Rocknrollstar · 10/04/2025 16:10

People on MN usually complain that teachers have favourites or don’t like their child; that they shout or ask the children to bring things in at the last minute. You can’t predict what people will complain about. You need to remember that some families will never read with their children no matter how many times you send a book home; some people do not have pens, pencils, paper or colouring pencils at home and some people do not have access to the internet at home except on an adults phone.DS said one child in his yr5 class didn’t have any Lego at home. You will get complaints from parents who think there is too much homework and those who think there is too little.

Bestever · 10/04/2025 16:24

As an experienced education professional…

Remember
~Build good positive relationships

~Listen. Sometimes a complaint isn't really about the incident. The parent that shouted at me because I hadn't tied her child’s lace, wasn't really annoyed about the lace, given that with time, she sought help for more serious things.

~Seek advice from experienced colleagues

~Don't be afraid to check things out even it it means asking a parent to wait for an answer. Say ‘ sorry, I don't know the answer, but I can find out ( and make sure you do find out and go back to them).

~You can't please everybody all, of the time. Sometimes you have to make a professional decision that you stand by ( because you do know best).

~School policies ( including the Compliments, Concerns and Complaints Policy) are in place because they have been well thought out, meet legislation and create fairness. Familiarise yourself with them and always abide by what they have in place.

QueenOfWeeds · 10/04/2025 16:25

I know it isn’t really what you asked, but the best thing you can do is make sure you are following school policies and then you are slightly protected from the fall out of any complaints. In my experience (10+ years teaching so far, SLT), the vast majority of complaints are linked to parents being unaware of school policies, poor communication or misunderstandings BUT often these will be things out of your control, eg
“Why have you only told us the date of the nativity play? It’s too late for me to get the time off work.”
”I don’t agree with Year X having homework/why isn’t there more homework?”
”My child told me that Child X hit her and nobody did anything about it” (they did, but for obvious reasons this may have been under the other children’s radar).
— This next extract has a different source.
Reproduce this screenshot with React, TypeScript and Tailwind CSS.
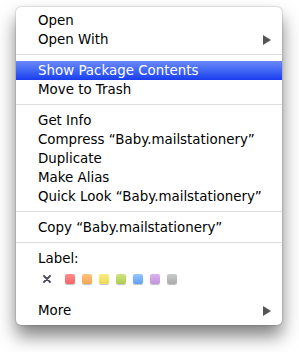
import React from 'react';

const font = { fontFamily: '"DejaVu Sans", "Liberation Sans", sans-serif' };

function Arrow({ white }: { white?: boolean }) {
  return (
    <svg width="8" height="10" viewBox="0 0 8 10" className="ml-auto">
      <path d="M0 0 L8 5 L0 10 Z" fill={white ? '#fff' : '#555'} />
    </svg>
  );
}

function Item({ label, active, sub }: { label: string; active?: boolean; sub?: boolean }) {
  return (
    <div
      className={
        active
          ? 'flex h-[19px] items-center pl-[22px] pr-[11px] text-white bg-gradient-to-b from-[#6b87f8] to-[#1a3bef]'
          : 'flex h-[19px] items-center pl-[22px] pr-[11px] text-black'
      }
    >
      <span className="whitespace-nowrap">{label}</span>
      {sub && <Arrow white={active} />}
    </div>
  );
}

function Sep() {
  return (
    <div className="h-[12px] pt-[5px]">
      <div className="h-px bg-[#dedede]" />
    </div>
  );
}

const swatches = [
  'from-[#ff8d8d] to-[#f26464]',
  'from-[#ffc47e] to-[#f3a54e]',
  'from-[#fbee80] to-[#ecda50]',
  'from-[#d0e480] to-[#aacd4c]',
  'from-[#96c6ff] to-[#5f9ff7]',
  'from-[#ddb4ee] to-[#c092dc]',
  'from-[#cacaca] to-[#ababab]',
];

export default function App() {
  return (
    <div className="h-[352px] w-[299px] bg-white pl-[16px] pt-[7px]" style={font}>
      <div className="w-[266px] rounded-[5px] bg-white pt-[4px] pb-[5px] text-[13.4px] leading-none shadow-[0_11px_18px_rgba(0,0,0,0.5),0_0_2px_rgba(0,0,0,0.35)]">
        <Item label="Open" />
        <Item label="Open With" sub />
        <Sep />
        <Item label="Show Package Contents" active />
        <Item label="Move to Trash" />
        <Sep />
        <Item label="Get Info" />
        <Item label="Compress “Baby.mailstationery”" />
        <Item label="Duplicate" />
        <Item label="Make Alias" />
        <Item label="Quick Look “Baby.mailstationery”" />
        <Sep />
        <Item label="Copy “Baby.mailstationery”" />
        <Sep />
        <Item label="Label:" />
        <div className="flex h-[33px] items-start pl-[27px] pt-[6px]">
          <svg width="8" height="8" viewBox="0 0 8 8" className="mt-[1px] mr-[14px]">
            <path d="M1 1 L7 7 M7 1 L1 7" stroke="#4a4a5a" strokeWidth="1.8" strokeLinecap="round" />
          </svg>
          <div className="flex gap-[7px]">
            {swatches.map((c, i) => (
              <div
                key={i}
                className={`h-[10px] w-[10px] rounded-[2px] bg-gradient-to-b ${c} shadow-[0_1px_1px_rgba(0,0,0,0.25)]`}
              />
            ))}
          </div>
        </div>
        <Item label="More" sub />
      </div>
    </div>
  );
}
You can often pre-empt things with a quick chat at the end of the day (“there was a slight incident in the playground, and I just wanted to reassure you that we are aware of it and were dealing with it internally”), or by acknowledging concerns/complaints. “I appreciate that you feel it is late notice for the Christmas play dates, I’ll pass that on and we’ll see what we can do next time.”

The worst thing to do is go rogue - if your homework isn’t in line with school policy, the parents should be complaining. If you secretly agree with the dates being sent out late, don’t try and get the parents on side by agreeing with them and blaming it all on the office.
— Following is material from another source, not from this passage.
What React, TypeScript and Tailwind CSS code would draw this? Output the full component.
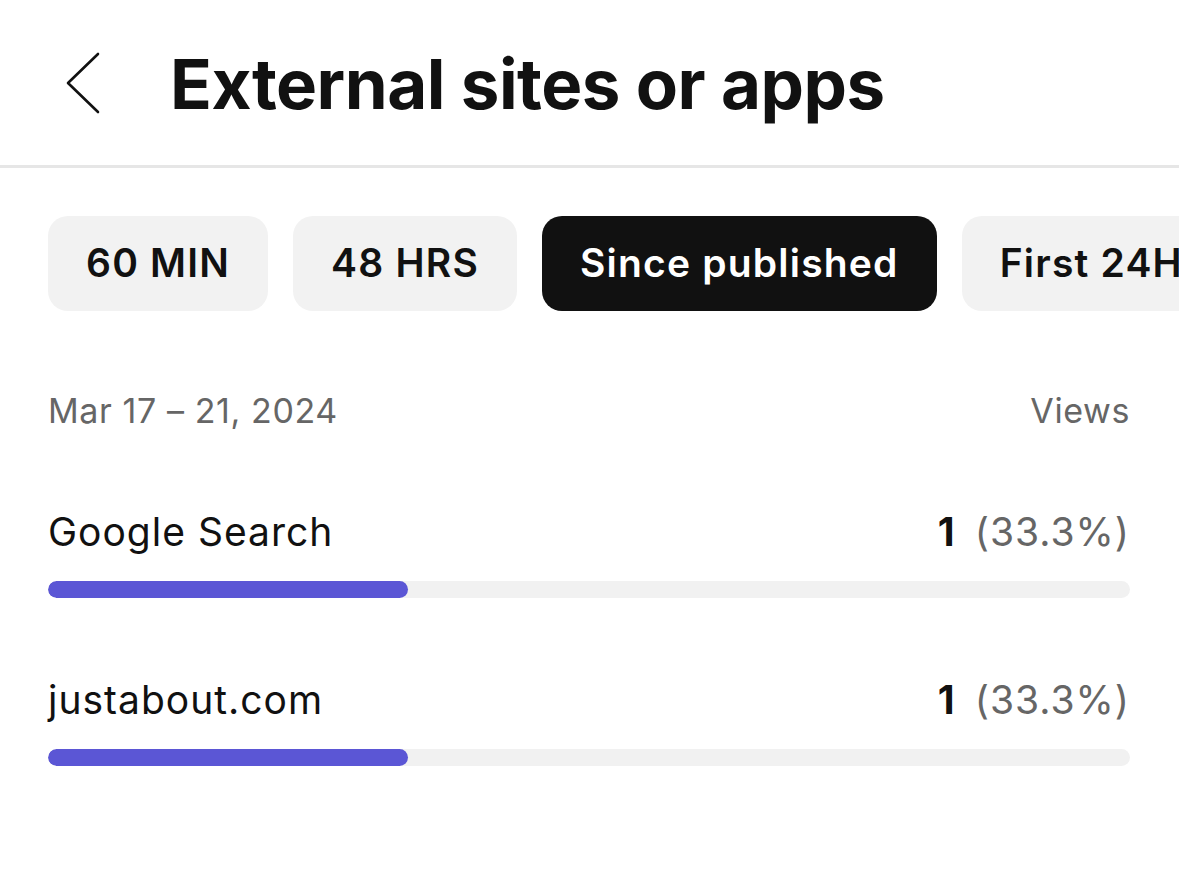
import React from "react";

const chips = [
  { label: "60 MIN", active: false },
  { label: "48 HRS", active: false },
  { label: "Since published", active: true },
  { label: "First 24H", active: false },
];

const rows = [
  { name: "Google Search", value: "1", pct: "(33.3%)", fill: 33.3 },
  { name: "justabout.com", value: "1", pct: "(33.3%)", fill: 33.3 },
];

export default function App() {
  return (
    <div
      className="w-[1179px] h-[876px] bg-white overflow-hidden text-[#111]"
      style={{ fontFamily: "Inter, 'Noto Sans', sans-serif" }}
    >
      <header className="h-[168px] flex items-center border-b-[3px] border-[#e6e6e6]">
        <div className="w-[170px] h-full flex items-center pl-[64px]">
          <svg width="40" height="62" viewBox="0 0 40 62" fill="none">
            <path d="M34 2 L4 31 L34 60" stroke="#111" strokeWidth="2.6" strokeLinecap="round" strokeLinejoin="round" />
          </svg>
        </div>
        <h1 className="text-[69px] font-bold tracking-[-0.5px] leading-none pt-[3px]">External sites or apps</h1>
      </header>

      <div className="flex gap-[25px] pl-[48px] mt-[48px] whitespace-nowrap">
        {chips.map((c) => (
          <div
            key={c.label}
            className={`h-[95px] shrink-0 rounded-[20px] flex items-center px-[38px] text-[39px] tracking-[1.2px] font-semibold ${
              c.active ? "bg-[#111] text-white" : "bg-[#f2f2f2] text-[#111]"
            }`}
          >
            {c.label}
          </div>
        ))}
      </div>

      <div className="px-[48px] pr-[49px] mt-[83px]">
        <div className="flex justify-between items-center text-[34px] tracking-[0.6px] text-[#666] leading-none">
          <span>Mar 17 – 21, 2024</span>
          <span>Views</span>
        </div>

        <div className="mt-[84px] flex flex-col gap-[82px]">
          {rows.map((r) => (
            <div key={r.name}>
              <div className="flex justify-between items-center text-[39px] tracking-[1px] leading-none">
                <span className="text-[#111]">{r.name}</span>
                <span className="flex items-baseline">
                  <span className="font-bold text-[#111]">{r.value}</span>
                  <span className="text-[#666] ml-[19px]">{r.pct}</span>
                </span>
              </div>
              <div className="mt-[30px] h-[17px] w-full rounded-full bg-[#f1f1f1] overflow-hidden">
                <div className="h-full rounded-full bg-[#5b56d5]" style={{ width: `${r.fill}%` }} />
              </div>
            </div>
          ))}
        </div>
      </div>
    </div>
  );
}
Also, remember that everyone has a bad day and sometimes you’re just the friendly face in the wrong place at the wrong time. Rise above it, stay calm, move on. Ask SLT if you need support.

PicaK · 10/04/2025 16:35

I suggest you spend a little bit of time on school governance. Look at the complaints policy and how that works. You could volunteer as a Governor in a school to get a feel for it.
People complain about things that do not meet their expectations. People's expectations differ wildly.